The Method of Boundary Value Problems in the Study of the Basis Properties of Perturbed System of Exponents in Banach Function Spaces

This paper considers the method of Riemann boundary value problems of the theory of analytic functions to study basis properties of perturbed systems of exponents in rearrangement invariant Banach function spaces. This method is demonstrated by the example of a system of exponents with a linear phase, depending on a complex parameter. The study of the basis properties of this system has a deep history starting with the classical results of Paley–Wiener and Levinson. The basis properties of this system in Lebesgue spaces were finally established in the works of Sedletskii and Moiseev.
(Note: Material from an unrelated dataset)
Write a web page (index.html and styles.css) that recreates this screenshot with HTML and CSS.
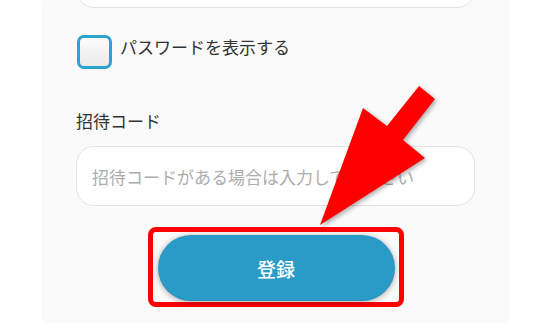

As special cases of rearrangement invariant Banach function spaces (r.i.s. for short), we can mention Lebesgue, Orlicz, Lorentz, Lorentz–Orlicz, Marcinkiewicz, grand-Lebesgue and other classical and non-standard spaces. A subspace of r.i.s. is considered where continuous functions are dense and the conditions on phase parameter are found, depending on the Boyd indices, which are sufficient for basicity of the system of exponents for this subspace. In the special case, where the Boyd indices coincide with each other, these conditions become a basicity criterion. A new proof method, different from the previously known ones, is proposed. In particular, previously known results are obtained for some Banach function spaces.